::: DATA FOR PROCESSING

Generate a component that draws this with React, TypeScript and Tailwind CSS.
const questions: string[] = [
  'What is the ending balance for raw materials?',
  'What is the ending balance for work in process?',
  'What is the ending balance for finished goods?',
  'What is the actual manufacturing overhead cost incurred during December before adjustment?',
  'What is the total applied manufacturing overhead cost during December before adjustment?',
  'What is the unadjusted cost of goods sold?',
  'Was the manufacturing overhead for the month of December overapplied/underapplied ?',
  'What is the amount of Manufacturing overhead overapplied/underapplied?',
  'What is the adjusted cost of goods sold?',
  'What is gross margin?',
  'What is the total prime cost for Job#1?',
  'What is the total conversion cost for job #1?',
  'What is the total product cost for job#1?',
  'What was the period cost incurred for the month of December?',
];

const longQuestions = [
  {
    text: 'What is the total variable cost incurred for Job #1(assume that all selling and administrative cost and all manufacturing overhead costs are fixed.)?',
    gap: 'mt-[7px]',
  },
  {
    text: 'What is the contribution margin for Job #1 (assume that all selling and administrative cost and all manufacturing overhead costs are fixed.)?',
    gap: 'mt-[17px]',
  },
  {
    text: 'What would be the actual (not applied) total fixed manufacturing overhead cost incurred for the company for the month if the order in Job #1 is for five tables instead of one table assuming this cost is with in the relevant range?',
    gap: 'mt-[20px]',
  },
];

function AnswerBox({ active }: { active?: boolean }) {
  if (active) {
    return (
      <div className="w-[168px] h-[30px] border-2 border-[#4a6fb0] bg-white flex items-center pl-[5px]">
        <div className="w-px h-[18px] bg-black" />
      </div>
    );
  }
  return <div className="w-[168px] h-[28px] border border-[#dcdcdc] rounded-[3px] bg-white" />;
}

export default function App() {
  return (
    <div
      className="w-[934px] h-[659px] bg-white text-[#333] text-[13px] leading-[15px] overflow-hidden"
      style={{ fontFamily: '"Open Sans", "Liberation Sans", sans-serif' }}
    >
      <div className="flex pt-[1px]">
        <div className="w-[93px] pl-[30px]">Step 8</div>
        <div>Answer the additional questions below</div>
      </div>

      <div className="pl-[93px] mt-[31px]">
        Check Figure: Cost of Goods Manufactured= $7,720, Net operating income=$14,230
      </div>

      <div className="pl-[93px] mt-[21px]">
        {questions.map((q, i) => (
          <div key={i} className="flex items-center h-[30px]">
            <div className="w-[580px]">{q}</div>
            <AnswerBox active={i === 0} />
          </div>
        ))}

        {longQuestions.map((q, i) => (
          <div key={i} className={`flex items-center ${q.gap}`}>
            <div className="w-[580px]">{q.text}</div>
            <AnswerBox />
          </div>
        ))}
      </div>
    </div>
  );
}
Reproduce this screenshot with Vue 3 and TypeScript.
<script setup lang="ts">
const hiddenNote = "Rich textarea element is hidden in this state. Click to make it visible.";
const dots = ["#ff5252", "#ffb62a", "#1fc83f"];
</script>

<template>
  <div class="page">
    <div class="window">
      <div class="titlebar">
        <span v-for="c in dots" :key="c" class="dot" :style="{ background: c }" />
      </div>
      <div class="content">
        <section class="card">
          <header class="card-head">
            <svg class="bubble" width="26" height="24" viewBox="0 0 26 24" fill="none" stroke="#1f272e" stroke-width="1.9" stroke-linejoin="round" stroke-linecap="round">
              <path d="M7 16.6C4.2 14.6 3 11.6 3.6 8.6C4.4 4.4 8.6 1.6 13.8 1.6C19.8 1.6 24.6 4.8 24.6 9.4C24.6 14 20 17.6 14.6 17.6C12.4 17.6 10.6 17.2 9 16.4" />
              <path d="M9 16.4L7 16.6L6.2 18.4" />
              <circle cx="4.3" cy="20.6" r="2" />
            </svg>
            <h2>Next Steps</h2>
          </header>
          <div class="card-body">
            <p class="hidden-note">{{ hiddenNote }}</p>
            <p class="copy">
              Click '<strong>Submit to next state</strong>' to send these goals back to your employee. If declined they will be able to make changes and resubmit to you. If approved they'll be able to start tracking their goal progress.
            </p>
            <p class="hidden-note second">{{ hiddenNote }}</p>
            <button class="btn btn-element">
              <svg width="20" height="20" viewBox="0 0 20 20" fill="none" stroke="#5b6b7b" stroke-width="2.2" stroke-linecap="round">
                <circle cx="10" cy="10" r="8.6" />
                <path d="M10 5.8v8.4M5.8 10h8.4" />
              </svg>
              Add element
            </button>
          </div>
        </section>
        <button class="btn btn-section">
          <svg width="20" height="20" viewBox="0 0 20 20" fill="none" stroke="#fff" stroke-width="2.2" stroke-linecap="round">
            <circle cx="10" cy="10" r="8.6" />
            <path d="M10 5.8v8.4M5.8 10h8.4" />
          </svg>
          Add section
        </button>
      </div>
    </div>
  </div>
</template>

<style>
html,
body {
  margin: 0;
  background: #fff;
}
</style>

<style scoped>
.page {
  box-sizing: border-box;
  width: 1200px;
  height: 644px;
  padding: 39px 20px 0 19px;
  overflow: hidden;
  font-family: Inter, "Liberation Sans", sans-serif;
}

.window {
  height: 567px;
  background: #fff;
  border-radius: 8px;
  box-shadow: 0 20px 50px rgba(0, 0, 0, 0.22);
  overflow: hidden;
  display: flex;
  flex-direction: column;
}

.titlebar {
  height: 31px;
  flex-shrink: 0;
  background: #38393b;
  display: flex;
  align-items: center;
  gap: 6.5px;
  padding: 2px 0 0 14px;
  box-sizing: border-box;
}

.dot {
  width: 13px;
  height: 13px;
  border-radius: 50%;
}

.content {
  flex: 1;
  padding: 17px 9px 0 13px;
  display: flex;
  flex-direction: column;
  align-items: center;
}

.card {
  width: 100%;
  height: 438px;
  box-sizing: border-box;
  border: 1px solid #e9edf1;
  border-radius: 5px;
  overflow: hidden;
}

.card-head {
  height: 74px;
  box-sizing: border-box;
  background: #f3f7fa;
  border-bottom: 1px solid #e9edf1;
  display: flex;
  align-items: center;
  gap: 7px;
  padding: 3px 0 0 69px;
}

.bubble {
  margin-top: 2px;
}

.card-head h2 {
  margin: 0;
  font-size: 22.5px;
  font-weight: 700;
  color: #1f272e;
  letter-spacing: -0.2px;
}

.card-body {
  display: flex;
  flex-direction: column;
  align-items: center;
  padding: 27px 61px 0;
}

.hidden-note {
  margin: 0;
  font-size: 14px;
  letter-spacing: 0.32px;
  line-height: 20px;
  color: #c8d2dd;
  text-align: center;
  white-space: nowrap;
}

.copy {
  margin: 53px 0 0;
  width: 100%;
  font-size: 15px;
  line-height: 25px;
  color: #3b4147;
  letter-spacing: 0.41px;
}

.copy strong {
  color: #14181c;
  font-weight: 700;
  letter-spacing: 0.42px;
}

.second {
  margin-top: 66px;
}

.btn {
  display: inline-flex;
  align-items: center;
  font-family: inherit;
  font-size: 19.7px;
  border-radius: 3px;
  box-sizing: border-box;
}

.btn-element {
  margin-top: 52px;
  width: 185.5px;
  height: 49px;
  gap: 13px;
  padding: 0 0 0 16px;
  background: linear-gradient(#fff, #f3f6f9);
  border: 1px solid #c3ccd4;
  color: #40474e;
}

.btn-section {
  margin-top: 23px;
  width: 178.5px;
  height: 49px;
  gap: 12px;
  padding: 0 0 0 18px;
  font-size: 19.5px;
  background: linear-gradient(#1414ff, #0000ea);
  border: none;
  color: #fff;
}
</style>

::::::

* **OBJECTIVE**
All of the entries must be quoted exactly; please include each one.

* **ANSWER FOR THIS EXERCISE**
Generate a component that draws this with React, TypeScript and Tailwind CSS.
const questions: string[] = [
  'What is the ending balance for raw materials?',
  'What is the ending balance for work in process?',
  'What is the ending balance for finished goods?',
  'What is the actual manufacturing overhead cost incurred during December before adjustment?',
  'What is the total applied manufacturing overhead cost during December before adjustment?',
  'What is the unadjusted cost of goods sold?',
  'Was the manufacturing overhead for the month of December overapplied/underapplied ?',
  'What is the amount of Manufacturing overhead overapplied/underapplied?',
  'What is the adjusted cost of goods sold?',
  'What is gross margin?',
  'What is the total prime cost for Job#1?',
  'What is the total conversion cost for job #1?',
  'What is the total product cost for job#1?',
  'What was the period cost incurred for the month of December?',
];

const longQuestions = [
  {
    text: 'What is the total variable cost incurred for Job #1(assume that all selling and administrative cost and all manufacturing overhead costs are fixed.)?',
    gap: 'mt-[7px]',
  },
  {
    text: 'What is the contribution margin for Job #1 (assume that all selling and administrative cost and all manufacturing overhead costs are fixed.)?',
    gap: 'mt-[17px]',
  },
  {
    text: 'What would be the actual (not applied) total fixed manufacturing overhead cost incurred for the company for the month if the order in Job #1 is for five tables instead of one table assuming this cost is with in the relevant range?',
    gap: 'mt-[20px]',
  },
];

function AnswerBox({ active }: { active?: boolean }) {
  if (active) {
    return (
      <div className="w-[168px] h-[30px] border-2 border-[#4a6fb0] bg-white flex items-center pl-[5px]">
        <div className="w-px h-[18px] bg-black" />
      </div>
    );
  }
  return <div className="w-[168px] h-[28px] border border-[#dcdcdc] rounded-[3px] bg-white" />;
}

export default function App() {
  return (
    <div
      className="w-[934px] h-[659px] bg-white text-[#333] text-[13px] leading-[15px] overflow-hidden"
      style={{ fontFamily: '"Open Sans", "Liberation Sans", sans-serif' }}
    >
      <div className="flex pt-[1px]">
        <div className="w-[93px] pl-[30px]">Step 8</div>
        <div>Answer the additional questions below</div>
      </div>

      <div className="pl-[93px] mt-[31px]">
        Check Figure: Cost of Goods Manufactured= $7,720, Net operating income=$14,230
      </div>

      <div className="pl-[93px] mt-[21px]">
        {questions.map((q, i) => (
          <div key={i} className="flex items-center h-[30px]">
            <div className="w-[580px]">{q}</div>
            <AnswerBox active={i === 0} />
          </div>
        ))}

        {longQuestions.map((q, i) => (
          <div key={i} className={`flex items-center ${q.gap}`}>
            <div className="w-[580px]">{q.text}</div>
            <AnswerBox />
          </div>
        ))}
      </div>
    </div>
  );
}
Reproduce this screenshot with Vue 3 and TypeScript.
<script setup lang="ts">
const hiddenNote = "Rich textarea element is hidden in this state. Click to make it visible.";
const dots = ["#ff5252", "#ffb62a", "#1fc83f"];
</script>

<template>
  <div class="page">
    <div class="window">
      <div class="titlebar">
        <span v-for="c in dots" :key="c" class="dot" :style="{ background: c }" />
      </div>
      <div class="content">
        <section class="card">
          <header class="card-head">
            <svg class="bubble" width="26" height="24" viewBox="0 0 26 24" fill="none" stroke="#1f272e" stroke-width="1.9" stroke-linejoin="round" stroke-linecap="round">
              <path d="M7 16.6C4.2 14.6 3 11.6 3.6 8.6C4.4 4.4 8.6 1.6 13.8 1.6C19.8 1.6 24.6 4.8 24.6 9.4C24.6 14 20 17.6 14.6 17.6C12.4 17.6 10.6 17.2 9 16.4" />
              <path d="M9 16.4L7 16.6L6.2 18.4" />
              <circle cx="4.3" cy="20.6" r="2" />
            </svg>
            <h2>Next Steps</h2>
          </header>
          <div class="card-body">
            <p class="hidden-note">{{ hiddenNote }}</p>
            <p class="copy">
              Click '<strong>Submit to next state</strong>' to send these goals back to your employee. If declined they will be able to make changes and resubmit to you. If approved they'll be able to start tracking their goal progress.
            </p>
            <p class="hidden-note second">{{ hiddenNote }}</p>
            <button class="btn btn-element">
              <svg width="20" height="20" viewBox="0 0 20 20" fill="none" stroke="#5b6b7b" stroke-width="2.2" stroke-linecap="round">
                <circle cx="10" cy="10" r="8.6" />
                <path d="M10 5.8v8.4M5.8 10h8.4" />
              </svg>
              Add element
            </button>
          </div>
        </section>
        <button class="btn btn-section">
          <svg width="20" height="20" viewBox="0 0 20 20" fill="none" stroke="#fff" stroke-width="2.2" stroke-linecap="round">
            <circle cx="10" cy="10" r="8.6" />
            <path d="M10 5.8v8.4M5.8 10h8.4" />
          </svg>
          Add section
        </button>
      </div>
    </div>
  </div>
</template>

<style>
html,
body {
  margin: 0;
  background: #fff;
}
</style>

<style scoped>
.page {
  box-sizing: border-box;
  width: 1200px;
  height: 644px;
  padding: 39px 20px 0 19px;
  overflow: hidden;
  font-family: Inter, "Liberation Sans", sans-serif;
}

.window {
  height: 567px;
  background: #fff;
  border-radius: 8px;
  box-shadow: 0 20px 50px rgba(0, 0, 0, 0.22);
  overflow: hidden;
  display: flex;
  flex-direction: column;
}

.titlebar {
  height: 31px;
  flex-shrink: 0;
  background: #38393b;
  display: flex;
  align-items: center;
  gap: 6.5px;
  padding: 2px 0 0 14px;
  box-sizing: border-box;
}

.dot {
  width: 13px;
  height: 13px;
  border-radius: 50%;
}

.content {
  flex: 1;
  padding: 17px 9px 0 13px;
  display: flex;
  flex-direction: column;
  align-items: center;
}

.card {
  width: 100%;
  height: 438px;
  box-sizing: border-box;
  border: 1px solid #e9edf1;
  border-radius: 5px;
  overflow: hidden;
}

.card-head {
  height: 74px;
  box-sizing: border-box;
  background: #f3f7fa;
  border-bottom: 1px solid #e9edf1;
  display: flex;
  align-items: center;
  gap: 7px;
  padding: 3px 0 0 69px;
}

.bubble {
  margin-top: 2px;
}

.card-head h2 {
  margin: 0;
  font-size: 22.5px;
  font-weight: 700;
  color: #1f272e;
  letter-spacing: -0.2px;
}

.card-body {
  display: flex;
  flex-direction: column;
  align-items: center;
  padding: 27px 61px 0;
}

.hidden-note {
  margin: 0;
  font-size: 14px;
  letter-spacing: 0.32px;
  line-height: 20px;
  color: #c8d2dd;
  text-align: center;
  white-space: nowrap;
}

.copy {
  margin: 53px 0 0;
  width: 100%;
  font-size: 15px;
  line-height: 25px;
  color: #3b4147;
  letter-spacing: 0.41px;
}

.copy strong {
  color: #14181c;
  font-weight: 700;
  letter-spacing: 0.42px;
}

.second {
  margin-top: 66px;
}

.btn {
  display: inline-flex;
  align-items: center;
  font-family: inherit;
  font-size: 19.7px;
  border-radius: 3px;
  box-sizing: border-box;
}

.btn-element {
  margin-top: 52px;
  width: 185.5px;
  height: 49px;
  gap: 13px;
  padding: 0 0 0 16px;
  background: linear-gradient(#fff, #f3f6f9);
  border: 1px solid #c3ccd4;
  color: #40474e;
}

.btn-section {
  margin-top: 23px;
  width: 178.5px;
  height: 49px;
  gap: 12px;
  padding: 0 0 0 18px;
  font-size: 19.5px;
  background: linear-gradient(#1414ff, #0000ea);
  border: none;
  color: #fff;
}
</style>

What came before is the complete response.